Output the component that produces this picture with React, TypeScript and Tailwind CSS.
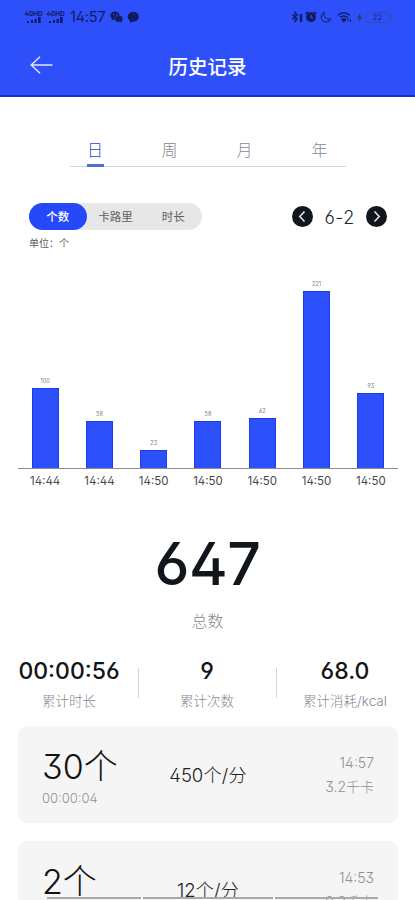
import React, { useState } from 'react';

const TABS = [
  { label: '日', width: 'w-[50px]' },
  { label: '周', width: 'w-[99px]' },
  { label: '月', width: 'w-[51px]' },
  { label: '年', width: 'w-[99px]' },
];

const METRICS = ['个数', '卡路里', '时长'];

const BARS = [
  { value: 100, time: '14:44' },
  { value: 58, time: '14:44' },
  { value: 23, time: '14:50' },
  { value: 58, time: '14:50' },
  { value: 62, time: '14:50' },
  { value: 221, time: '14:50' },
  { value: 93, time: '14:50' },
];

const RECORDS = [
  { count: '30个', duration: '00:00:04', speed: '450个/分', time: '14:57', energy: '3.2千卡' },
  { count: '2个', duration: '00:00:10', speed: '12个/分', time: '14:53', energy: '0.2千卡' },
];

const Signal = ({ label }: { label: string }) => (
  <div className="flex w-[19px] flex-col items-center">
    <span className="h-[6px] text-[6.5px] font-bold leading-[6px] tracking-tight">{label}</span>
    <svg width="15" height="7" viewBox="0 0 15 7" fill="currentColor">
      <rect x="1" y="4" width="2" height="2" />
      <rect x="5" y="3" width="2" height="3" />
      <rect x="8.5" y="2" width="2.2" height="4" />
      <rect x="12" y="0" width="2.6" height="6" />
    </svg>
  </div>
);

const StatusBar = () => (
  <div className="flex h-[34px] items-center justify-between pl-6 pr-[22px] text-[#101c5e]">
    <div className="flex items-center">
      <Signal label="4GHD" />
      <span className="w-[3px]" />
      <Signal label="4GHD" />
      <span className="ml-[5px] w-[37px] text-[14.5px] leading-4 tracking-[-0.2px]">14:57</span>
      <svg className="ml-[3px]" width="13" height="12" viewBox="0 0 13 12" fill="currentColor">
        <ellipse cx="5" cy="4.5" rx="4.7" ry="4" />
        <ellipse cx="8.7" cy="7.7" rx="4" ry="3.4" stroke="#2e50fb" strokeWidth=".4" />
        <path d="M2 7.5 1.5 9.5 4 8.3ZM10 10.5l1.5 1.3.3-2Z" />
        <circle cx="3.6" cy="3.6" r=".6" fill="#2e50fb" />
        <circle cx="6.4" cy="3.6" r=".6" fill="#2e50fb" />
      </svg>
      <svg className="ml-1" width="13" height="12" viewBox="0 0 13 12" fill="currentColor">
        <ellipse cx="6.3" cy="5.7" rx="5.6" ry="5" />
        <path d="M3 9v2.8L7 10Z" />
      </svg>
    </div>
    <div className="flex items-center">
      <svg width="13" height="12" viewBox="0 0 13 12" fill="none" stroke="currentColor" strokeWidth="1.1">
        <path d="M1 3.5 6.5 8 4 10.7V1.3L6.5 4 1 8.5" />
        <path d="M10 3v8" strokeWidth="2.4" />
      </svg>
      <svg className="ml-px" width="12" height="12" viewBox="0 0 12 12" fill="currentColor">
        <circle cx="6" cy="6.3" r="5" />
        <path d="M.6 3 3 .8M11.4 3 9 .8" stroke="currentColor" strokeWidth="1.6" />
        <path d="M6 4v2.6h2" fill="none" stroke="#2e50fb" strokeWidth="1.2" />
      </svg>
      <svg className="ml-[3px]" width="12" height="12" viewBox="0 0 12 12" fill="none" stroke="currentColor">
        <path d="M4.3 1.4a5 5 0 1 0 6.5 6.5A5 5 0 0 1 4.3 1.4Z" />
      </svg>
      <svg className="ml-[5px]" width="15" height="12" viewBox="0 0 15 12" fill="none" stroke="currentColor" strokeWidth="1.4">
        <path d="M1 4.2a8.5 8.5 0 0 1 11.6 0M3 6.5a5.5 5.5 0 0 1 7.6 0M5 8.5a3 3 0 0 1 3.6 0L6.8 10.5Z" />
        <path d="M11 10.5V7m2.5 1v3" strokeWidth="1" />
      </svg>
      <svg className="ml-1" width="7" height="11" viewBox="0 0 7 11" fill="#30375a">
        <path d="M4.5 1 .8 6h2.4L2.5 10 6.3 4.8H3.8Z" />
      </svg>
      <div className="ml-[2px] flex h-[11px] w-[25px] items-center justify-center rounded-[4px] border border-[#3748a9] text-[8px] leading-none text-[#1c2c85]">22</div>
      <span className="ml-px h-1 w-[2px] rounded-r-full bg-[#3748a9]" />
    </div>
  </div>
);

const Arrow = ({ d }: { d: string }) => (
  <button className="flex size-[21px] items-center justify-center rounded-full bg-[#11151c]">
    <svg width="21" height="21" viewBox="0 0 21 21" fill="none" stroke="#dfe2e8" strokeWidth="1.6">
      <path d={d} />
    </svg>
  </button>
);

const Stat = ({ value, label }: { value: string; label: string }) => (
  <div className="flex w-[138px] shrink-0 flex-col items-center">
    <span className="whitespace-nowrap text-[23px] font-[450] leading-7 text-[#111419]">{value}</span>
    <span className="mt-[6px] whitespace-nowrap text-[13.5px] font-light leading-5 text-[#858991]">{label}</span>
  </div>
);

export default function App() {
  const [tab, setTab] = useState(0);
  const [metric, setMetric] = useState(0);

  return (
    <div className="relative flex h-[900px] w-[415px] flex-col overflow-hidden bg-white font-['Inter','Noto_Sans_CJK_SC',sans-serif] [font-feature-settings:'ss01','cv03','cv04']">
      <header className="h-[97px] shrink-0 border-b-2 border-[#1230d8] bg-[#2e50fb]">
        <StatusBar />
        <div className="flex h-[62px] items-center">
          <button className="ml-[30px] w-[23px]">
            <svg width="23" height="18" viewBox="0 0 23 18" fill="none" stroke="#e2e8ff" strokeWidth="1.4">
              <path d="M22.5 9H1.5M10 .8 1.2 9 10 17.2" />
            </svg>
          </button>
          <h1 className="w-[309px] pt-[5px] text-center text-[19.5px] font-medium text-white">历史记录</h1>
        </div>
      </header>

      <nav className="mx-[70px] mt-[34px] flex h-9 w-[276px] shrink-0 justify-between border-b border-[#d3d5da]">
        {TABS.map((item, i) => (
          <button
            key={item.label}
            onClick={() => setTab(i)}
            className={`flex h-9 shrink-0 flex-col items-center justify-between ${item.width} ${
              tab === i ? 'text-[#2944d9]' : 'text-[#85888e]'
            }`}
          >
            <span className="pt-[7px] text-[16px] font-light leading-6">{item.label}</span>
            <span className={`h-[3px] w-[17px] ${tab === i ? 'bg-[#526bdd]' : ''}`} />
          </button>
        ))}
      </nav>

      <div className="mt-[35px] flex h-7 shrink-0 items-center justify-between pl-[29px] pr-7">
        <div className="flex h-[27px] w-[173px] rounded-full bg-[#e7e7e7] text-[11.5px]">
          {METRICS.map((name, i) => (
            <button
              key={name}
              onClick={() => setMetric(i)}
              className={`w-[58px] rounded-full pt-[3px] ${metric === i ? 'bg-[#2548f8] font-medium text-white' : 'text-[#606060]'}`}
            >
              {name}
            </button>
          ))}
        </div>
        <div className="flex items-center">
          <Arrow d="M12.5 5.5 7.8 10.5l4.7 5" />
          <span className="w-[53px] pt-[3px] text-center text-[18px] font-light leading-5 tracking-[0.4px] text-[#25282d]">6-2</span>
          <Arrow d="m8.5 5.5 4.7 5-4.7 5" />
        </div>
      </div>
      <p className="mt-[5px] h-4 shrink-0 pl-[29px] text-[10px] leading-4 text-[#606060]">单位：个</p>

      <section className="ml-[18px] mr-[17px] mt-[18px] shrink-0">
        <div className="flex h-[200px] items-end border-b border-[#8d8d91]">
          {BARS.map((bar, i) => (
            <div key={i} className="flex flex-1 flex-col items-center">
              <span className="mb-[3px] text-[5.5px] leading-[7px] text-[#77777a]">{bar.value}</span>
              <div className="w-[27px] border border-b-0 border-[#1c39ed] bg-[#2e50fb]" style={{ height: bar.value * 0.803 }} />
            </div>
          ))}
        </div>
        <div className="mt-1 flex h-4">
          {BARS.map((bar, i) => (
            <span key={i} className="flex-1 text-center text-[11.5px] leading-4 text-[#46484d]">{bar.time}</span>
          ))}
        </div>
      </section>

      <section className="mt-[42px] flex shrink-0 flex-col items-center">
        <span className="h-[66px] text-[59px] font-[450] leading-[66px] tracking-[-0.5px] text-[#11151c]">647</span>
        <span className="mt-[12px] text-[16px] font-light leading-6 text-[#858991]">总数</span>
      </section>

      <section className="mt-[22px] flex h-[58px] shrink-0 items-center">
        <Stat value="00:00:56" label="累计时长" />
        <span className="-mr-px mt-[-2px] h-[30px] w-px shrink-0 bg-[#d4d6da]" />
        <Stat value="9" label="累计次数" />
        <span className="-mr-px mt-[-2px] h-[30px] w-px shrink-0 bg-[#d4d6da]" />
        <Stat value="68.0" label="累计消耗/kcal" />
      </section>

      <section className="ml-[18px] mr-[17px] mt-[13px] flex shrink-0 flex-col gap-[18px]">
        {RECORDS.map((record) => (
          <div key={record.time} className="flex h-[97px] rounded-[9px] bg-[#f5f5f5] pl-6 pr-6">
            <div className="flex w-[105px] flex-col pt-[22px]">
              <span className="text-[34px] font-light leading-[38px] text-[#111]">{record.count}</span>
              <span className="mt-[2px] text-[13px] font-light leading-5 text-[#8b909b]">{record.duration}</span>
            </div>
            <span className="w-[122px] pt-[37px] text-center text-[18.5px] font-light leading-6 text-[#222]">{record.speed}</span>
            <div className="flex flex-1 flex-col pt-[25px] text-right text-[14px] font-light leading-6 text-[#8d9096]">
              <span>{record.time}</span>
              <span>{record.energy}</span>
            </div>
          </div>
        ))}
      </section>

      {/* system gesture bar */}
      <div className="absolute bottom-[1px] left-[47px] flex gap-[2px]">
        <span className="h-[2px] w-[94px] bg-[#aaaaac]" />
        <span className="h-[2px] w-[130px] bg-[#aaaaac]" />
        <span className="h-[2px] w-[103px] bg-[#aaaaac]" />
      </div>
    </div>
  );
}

· · ·

_THE REQUEST_
Search the data for "React". Copy every matching line.

_WRITTEN RESPONSE_
Output the component that produces this picture with React, TypeScript and Tailwind CSS.
import React, { useState } from 'react';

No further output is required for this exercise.